La sua intervista a L’Eco di Bergamo

È quello che Mazzoleni ha fatto il 5 giugno in un’intervista rilasciata all’Eco di Bergamo. Il pezzo si intitola “dietro l’arbitro, l’uomo” e, per quello che abbiamo letto, è addirittura meglio l’arbitro. Nelle sue parole, infatti, sono rappresentate, in maniera inconsapevole e, quindi, sincera, tutte le patologie della classe arbitrale italiana. Quando gli si chiede dell’errore più grosso che ha commesso, tira fuori una partita di 9 anni fa, un Genoa-Juventus durante la quale assegnò un rigore inesistente ai bianconeri. “lo fischio, chiedo aiuto ai leader in campo, Del Piero che ha subìto il fallo giura che era in area, i genoani sostengono il contrario.” Mazzoleni furbamente dice che l’aveva visto in area, ma se ha chiesto aiuto ai “leader” in campo vuol dire che tanto sicuro non era. E tra Del Piero e gli anonimi genoani a chi crede l’arbitro? Ed ecco che la famosa sudditanza psicologica prende forma in un episodio concreto. Noi spettatori, ovviamente, potremmo citare altre decine di episodi, ma la cosa bella di questa intervista è che è lo stesso Mazzoleni a spiegarci bene come ragiona.

Hamsik e gli altri

Come quando gli chiedono quali sono i giocatori che apprezzava di più. La sua risposta è questa: “i rapporti migliori li ho avuti con i carismatici: De Rossi, Bonucci, Zanetti, Diamanti, Gattuso, Stankovic”. Tolto Zanetti, un signore fuori e dentro il campo, si tratta di tutti giocatori non certo noti per il comportamento riguardoso e corretto. De Rossi, per dire, in carriera ha collezionato la bellezza di 15 cartellini rossi, quasi un record. Stankovic nel 2003 si beccò quattro turni di squalifica per aver insultato e strattonato l’arbitro. Ma a Mazzoleni, evidentemente, piacevano così.
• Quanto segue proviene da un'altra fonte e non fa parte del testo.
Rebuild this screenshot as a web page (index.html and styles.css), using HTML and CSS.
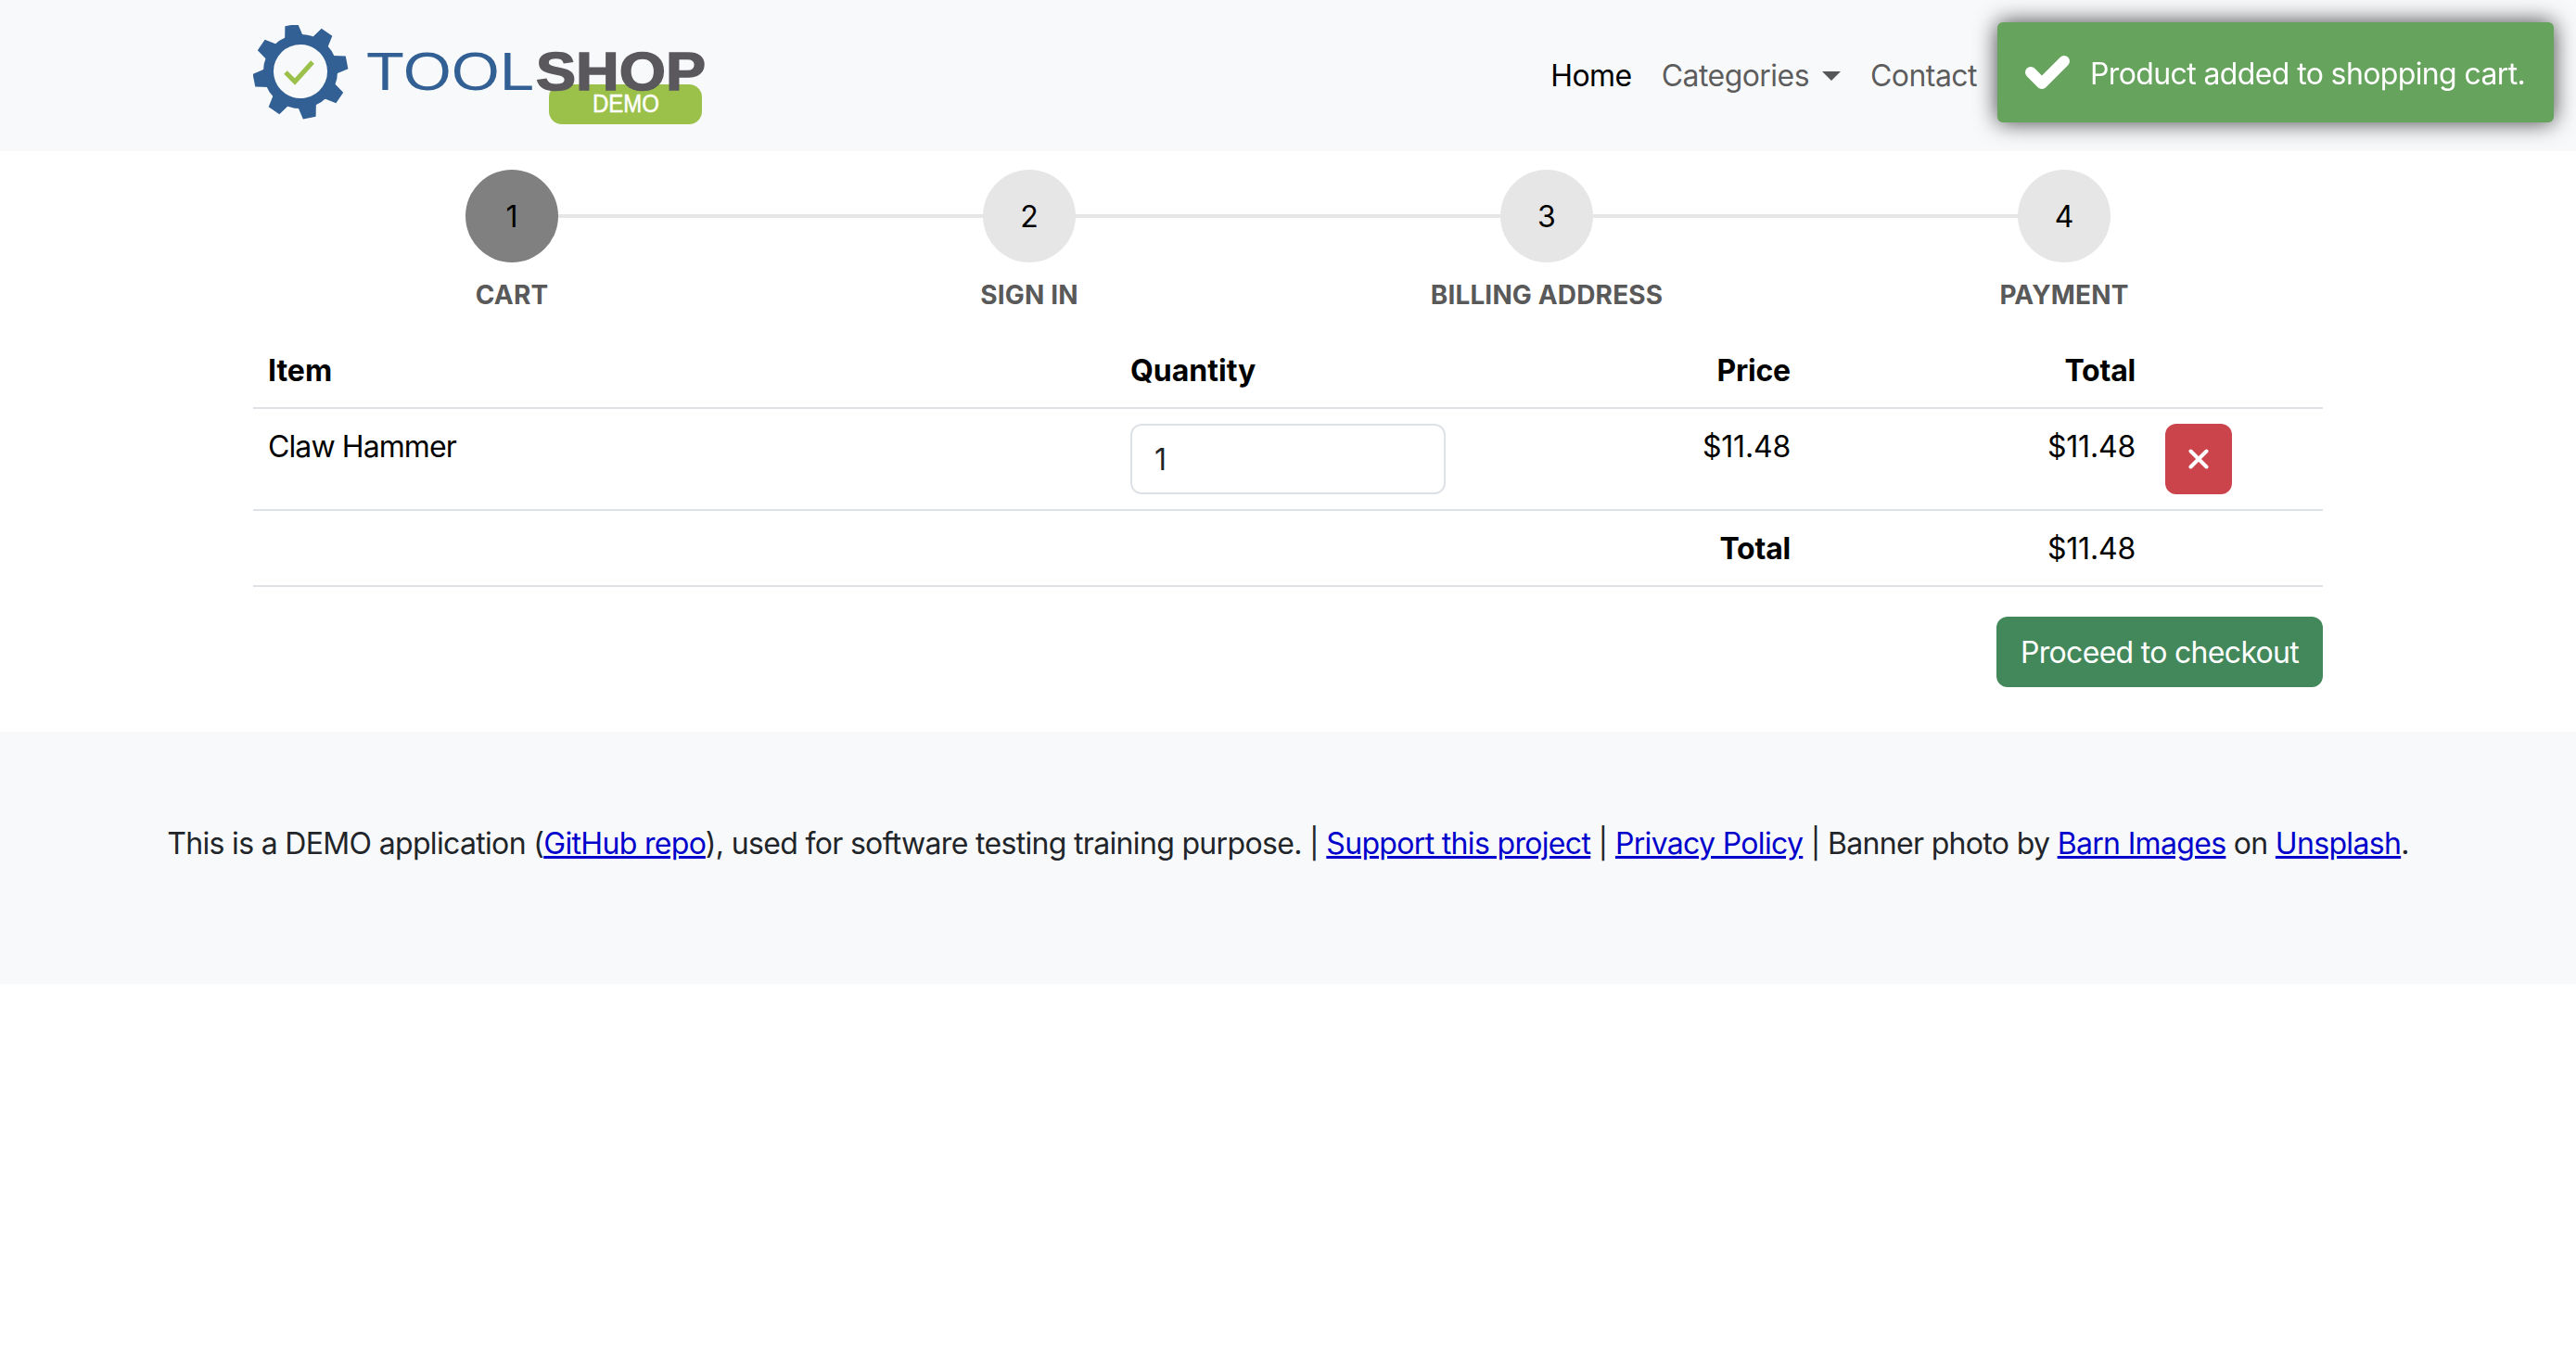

Non a caso quello che gli risultava meno sopportabile è stato Marek Hamsik uno che non alzerebbe la voce nemmeno con un teppista che gli sta rigando la macchina. Noi ci saremmo aspettati il nome di qualche simulatore, di quelli che rendono la vita difficile ad arbitri ed assistenti. Invece no. Vuoi mettere quei bei primi piani che la regia ti riserva mentre battibecchi muso a muso con Gattuso? Ed ecco che abbiamo anche il protagonismo.

Koulibaly

Ma il lato peggiore Mazzoleni lo mostra quando parla della espulsione comminata a Koulibaly nell’ultima stagione. Non un ripensamento, non una parola di rammarico per aver punito ingiustamente un giocatore vittima di cori razzisti, ma la più classica delle lavate di mani: “è una decisione che nessuno può contestare: è il regolamento. I buu razzisti sono di competenza delle autorità, non dell’arbitro”.  Un ragionamento degno del più ottuso dei burocrati russi di metà ‘800.

Nel 2019, da un ex arbitro che si avvia, come dice lui, a dare una mano preziosa ai giovani, ci saremmo aspettati tutt’altro, magari entrando nel merito di un regolamento che costringe un giocatore di 25 anni a giocare sotto una pioggia di beceri insulti razzisti lanciati da 40.000 spettatori e non consente all’arbitro (ma la cosa è controversa) di interrompere il match. Macché, niente di tutto questo. Ponzio Pilato non avrebbe saputo fare di meglio.

Mazzoleni, a scanso di equivoci, ci conferma la sua tendenza allo scaricabarile. Interrogato su un altro episodio scandaloso, l’espulsione di Goran Pandev durante la partita che valeva la supercoppa, guarda un po’, contro la Juventus, ha risposto “quel rosso a Pandev è figlio della segnalazione di un assistente, Stefani” e, mentre si lava le mani dell’accaduto, trova il tempo di aggiungere un po’ del curriculum di Stefani, uno che “ha fatto anche la finale dei Mondiali in Brasile con Rizzoli”. Come a dire “guardate che la responsabilità non la scarico su uno a caso”.

Visto quello che è riuscito a dire Mazzoleni in un’intervista di un paio di colonne, non ci stupiamo se l’AIA impone il silenzio ai suoi tesserati. Ora non ci resta che aspettare il libro in uscita. Chissà quanti altri pregiudizi troveranno conferma in quelle pagine.